[Interface markup and scripts]

(begin)

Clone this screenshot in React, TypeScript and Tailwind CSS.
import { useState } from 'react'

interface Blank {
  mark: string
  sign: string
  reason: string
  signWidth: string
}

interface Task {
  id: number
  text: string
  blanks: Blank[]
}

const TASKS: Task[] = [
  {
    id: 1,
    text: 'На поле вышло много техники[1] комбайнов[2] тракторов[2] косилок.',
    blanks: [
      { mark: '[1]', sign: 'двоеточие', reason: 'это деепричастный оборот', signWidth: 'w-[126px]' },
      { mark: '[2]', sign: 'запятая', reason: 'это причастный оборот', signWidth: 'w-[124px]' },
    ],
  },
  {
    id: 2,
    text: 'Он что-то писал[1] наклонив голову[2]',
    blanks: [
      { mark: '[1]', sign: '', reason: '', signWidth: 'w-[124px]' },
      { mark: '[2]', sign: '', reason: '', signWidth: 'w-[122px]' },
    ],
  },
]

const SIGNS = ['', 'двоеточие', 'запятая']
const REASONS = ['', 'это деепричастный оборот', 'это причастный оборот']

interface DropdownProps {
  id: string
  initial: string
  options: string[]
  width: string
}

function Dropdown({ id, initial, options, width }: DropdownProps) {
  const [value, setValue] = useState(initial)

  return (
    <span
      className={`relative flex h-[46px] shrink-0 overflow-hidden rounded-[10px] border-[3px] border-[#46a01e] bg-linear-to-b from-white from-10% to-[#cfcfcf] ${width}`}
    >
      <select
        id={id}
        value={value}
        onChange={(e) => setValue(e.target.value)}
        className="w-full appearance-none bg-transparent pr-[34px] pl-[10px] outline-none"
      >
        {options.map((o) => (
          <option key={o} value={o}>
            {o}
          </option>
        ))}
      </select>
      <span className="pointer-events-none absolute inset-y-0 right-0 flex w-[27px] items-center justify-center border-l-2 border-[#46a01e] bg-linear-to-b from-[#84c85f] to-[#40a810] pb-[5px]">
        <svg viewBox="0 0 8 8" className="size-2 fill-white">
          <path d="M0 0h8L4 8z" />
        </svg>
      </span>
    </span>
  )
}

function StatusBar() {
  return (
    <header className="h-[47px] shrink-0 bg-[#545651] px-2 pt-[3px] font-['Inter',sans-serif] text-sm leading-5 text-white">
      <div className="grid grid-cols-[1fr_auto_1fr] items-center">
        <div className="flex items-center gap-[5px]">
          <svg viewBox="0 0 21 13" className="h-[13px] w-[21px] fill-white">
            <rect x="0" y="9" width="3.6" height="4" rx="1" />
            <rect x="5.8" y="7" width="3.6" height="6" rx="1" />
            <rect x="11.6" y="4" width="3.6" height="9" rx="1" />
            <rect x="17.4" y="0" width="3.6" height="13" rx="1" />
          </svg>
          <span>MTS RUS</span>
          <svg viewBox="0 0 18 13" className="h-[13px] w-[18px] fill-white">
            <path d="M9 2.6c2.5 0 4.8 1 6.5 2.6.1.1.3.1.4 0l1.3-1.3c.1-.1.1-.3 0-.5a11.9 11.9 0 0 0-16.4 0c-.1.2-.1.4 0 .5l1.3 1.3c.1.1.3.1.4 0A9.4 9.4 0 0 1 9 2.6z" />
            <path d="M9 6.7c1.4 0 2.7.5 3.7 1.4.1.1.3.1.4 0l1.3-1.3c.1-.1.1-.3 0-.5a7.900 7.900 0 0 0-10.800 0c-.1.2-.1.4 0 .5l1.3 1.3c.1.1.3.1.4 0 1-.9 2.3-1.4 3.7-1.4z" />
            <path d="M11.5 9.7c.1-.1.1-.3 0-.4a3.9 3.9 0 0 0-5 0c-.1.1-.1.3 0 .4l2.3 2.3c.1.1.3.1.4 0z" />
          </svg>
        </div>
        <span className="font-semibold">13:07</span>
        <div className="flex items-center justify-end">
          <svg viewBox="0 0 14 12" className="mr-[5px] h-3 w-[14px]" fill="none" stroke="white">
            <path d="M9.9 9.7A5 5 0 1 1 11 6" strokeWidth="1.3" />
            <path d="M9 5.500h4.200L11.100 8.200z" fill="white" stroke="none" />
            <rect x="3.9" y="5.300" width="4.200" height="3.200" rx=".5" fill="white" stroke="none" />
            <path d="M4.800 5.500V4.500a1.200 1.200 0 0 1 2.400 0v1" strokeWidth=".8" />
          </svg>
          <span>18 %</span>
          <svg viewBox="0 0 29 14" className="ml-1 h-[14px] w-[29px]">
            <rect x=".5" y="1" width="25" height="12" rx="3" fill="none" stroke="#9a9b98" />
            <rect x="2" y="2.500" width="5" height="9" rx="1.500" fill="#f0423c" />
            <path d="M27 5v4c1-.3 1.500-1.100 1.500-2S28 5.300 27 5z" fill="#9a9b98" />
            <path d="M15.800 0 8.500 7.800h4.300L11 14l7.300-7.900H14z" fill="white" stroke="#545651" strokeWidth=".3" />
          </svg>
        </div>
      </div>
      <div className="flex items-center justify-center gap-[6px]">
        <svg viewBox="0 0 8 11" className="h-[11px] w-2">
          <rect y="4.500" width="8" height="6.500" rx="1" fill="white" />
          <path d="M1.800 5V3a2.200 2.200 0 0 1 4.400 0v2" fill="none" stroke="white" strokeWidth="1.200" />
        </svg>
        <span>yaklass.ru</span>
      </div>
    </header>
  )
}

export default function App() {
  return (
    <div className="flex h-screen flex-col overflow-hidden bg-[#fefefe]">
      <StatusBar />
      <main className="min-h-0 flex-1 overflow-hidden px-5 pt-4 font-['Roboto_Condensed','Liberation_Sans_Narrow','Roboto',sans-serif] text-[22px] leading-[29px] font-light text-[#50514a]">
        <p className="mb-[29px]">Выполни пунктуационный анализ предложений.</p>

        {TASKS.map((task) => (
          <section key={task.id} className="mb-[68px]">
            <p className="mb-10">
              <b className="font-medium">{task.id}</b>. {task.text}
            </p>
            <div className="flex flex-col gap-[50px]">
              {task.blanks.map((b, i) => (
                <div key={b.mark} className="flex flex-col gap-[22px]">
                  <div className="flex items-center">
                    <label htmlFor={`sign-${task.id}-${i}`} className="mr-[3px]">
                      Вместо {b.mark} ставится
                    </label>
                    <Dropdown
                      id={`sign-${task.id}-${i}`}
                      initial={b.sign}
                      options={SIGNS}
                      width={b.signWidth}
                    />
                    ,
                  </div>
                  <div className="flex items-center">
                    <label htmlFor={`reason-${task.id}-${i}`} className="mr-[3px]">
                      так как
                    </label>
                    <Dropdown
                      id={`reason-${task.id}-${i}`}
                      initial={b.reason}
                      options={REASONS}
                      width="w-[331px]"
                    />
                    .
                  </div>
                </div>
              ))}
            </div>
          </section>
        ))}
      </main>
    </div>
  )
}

(end)
(begin)

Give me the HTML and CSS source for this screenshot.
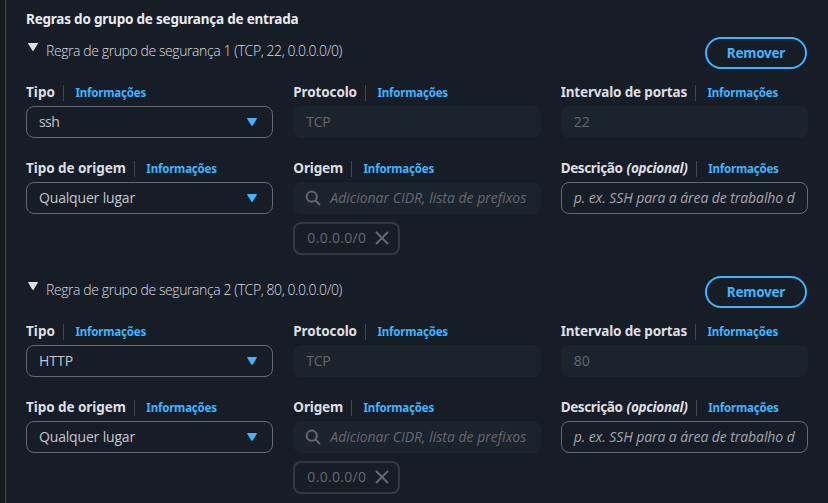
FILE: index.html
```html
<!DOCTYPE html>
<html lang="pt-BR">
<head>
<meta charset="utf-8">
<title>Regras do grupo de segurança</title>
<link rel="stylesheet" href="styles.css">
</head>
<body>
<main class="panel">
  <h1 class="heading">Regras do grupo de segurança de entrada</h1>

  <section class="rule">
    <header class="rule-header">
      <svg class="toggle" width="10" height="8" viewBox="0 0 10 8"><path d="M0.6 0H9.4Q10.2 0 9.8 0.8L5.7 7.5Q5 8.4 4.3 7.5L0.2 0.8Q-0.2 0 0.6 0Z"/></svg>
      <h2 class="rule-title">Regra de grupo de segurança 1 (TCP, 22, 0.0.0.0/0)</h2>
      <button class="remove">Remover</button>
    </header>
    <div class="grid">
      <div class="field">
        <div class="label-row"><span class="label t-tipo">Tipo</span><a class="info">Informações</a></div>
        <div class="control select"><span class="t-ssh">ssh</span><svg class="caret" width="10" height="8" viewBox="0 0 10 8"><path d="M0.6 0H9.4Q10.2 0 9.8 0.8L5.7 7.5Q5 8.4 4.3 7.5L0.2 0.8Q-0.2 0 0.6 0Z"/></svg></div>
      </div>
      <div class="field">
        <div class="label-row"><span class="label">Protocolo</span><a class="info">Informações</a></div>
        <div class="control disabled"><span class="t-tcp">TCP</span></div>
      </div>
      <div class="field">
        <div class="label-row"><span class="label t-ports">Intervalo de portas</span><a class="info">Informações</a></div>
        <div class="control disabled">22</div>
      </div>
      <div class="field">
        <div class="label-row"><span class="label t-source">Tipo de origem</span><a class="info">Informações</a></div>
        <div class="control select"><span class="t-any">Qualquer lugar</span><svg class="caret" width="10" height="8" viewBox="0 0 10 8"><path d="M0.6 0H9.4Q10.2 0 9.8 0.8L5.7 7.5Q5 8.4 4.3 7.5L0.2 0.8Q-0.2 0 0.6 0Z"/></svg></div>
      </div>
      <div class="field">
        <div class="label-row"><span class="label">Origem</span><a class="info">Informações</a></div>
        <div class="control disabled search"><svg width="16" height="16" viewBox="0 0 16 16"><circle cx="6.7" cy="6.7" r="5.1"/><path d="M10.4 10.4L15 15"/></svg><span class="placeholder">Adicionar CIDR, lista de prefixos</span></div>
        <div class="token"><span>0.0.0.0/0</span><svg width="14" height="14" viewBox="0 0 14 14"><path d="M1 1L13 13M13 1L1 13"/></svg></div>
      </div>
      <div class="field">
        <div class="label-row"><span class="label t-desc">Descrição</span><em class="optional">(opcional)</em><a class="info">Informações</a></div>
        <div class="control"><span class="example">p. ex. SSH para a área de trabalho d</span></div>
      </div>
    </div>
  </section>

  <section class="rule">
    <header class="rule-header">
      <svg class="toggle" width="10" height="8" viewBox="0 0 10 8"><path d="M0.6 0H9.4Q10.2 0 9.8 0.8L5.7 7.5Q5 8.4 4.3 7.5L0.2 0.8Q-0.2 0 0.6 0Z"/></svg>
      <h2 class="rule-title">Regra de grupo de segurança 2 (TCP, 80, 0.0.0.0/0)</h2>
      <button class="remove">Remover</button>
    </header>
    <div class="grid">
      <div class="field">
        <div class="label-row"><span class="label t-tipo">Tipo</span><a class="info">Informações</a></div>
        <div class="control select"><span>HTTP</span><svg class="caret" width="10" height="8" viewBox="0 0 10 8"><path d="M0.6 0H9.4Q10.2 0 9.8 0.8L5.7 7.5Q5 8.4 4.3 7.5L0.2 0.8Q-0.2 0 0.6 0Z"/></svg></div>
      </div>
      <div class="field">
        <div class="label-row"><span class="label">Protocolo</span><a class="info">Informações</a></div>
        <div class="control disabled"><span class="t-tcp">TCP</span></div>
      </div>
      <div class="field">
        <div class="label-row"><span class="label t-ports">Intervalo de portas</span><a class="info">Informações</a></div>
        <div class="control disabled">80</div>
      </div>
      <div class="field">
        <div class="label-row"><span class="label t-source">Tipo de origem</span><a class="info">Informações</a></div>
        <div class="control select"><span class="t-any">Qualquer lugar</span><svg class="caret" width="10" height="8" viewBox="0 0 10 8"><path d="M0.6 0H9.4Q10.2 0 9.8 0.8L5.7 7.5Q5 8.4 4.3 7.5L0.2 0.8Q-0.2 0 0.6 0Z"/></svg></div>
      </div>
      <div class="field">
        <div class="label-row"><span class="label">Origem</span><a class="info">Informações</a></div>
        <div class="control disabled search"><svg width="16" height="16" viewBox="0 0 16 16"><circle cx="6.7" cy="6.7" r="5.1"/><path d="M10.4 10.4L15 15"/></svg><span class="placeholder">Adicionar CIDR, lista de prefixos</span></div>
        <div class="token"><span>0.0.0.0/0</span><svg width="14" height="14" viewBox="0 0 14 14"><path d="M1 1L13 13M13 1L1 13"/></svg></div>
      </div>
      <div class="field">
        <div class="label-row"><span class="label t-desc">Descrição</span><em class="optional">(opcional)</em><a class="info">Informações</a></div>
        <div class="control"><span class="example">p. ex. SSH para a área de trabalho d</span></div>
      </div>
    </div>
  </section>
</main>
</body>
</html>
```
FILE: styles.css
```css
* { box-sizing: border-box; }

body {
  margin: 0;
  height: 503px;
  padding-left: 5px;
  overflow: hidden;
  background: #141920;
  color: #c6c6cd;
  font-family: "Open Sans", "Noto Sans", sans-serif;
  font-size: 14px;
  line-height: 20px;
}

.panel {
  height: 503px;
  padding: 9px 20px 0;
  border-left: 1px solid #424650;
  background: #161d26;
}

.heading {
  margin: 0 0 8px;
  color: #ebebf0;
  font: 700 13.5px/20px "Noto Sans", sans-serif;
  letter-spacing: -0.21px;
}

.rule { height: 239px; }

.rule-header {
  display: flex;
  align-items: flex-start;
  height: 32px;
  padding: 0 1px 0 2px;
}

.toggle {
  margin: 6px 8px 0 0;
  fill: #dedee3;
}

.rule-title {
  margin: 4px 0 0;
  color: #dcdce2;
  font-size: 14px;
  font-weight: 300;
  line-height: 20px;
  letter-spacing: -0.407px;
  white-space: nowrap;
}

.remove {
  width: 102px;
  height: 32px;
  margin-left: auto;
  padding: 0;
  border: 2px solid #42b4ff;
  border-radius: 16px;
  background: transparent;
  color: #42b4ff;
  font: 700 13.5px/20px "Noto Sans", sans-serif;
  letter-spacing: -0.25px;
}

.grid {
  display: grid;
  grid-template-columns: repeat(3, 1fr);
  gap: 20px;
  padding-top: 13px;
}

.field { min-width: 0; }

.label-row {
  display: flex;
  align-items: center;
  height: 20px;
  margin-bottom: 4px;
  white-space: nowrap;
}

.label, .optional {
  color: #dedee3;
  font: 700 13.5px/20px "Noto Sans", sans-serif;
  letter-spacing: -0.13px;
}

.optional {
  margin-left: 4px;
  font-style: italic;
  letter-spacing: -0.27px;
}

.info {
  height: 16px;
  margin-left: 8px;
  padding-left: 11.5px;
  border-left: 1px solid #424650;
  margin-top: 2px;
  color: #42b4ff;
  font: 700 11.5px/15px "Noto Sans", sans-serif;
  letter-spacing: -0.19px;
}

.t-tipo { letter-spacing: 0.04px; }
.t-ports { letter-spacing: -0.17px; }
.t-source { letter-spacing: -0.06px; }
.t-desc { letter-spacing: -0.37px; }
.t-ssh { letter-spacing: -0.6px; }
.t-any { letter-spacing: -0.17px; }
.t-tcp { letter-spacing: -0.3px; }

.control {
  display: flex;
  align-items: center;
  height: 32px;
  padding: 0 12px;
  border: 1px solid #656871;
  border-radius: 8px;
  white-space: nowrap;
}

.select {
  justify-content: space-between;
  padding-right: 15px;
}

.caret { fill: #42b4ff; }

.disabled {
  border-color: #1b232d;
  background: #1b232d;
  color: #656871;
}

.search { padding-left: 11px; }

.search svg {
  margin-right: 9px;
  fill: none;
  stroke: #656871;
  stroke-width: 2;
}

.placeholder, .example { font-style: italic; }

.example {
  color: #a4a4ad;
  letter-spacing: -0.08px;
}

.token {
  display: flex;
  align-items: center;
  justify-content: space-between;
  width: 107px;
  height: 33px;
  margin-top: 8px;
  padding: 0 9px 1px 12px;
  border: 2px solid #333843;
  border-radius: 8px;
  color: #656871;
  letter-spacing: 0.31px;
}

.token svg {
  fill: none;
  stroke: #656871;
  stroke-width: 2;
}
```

(end)

WHAT TO DO: In the material above, find the lines that contain "source" and show them.

TASK OUTPUT:
Give me the HTML and CSS source for this screenshot.
        <div class="label-row"><span class="label t-source">Tipo de origem</span><a class="info">Informações</a></div>
        <div class="label-row"><span class="label t-source">Tipo de origem</span><a class="info">Informações</a></div>
.t-source { letter-spacing: -0.06px; }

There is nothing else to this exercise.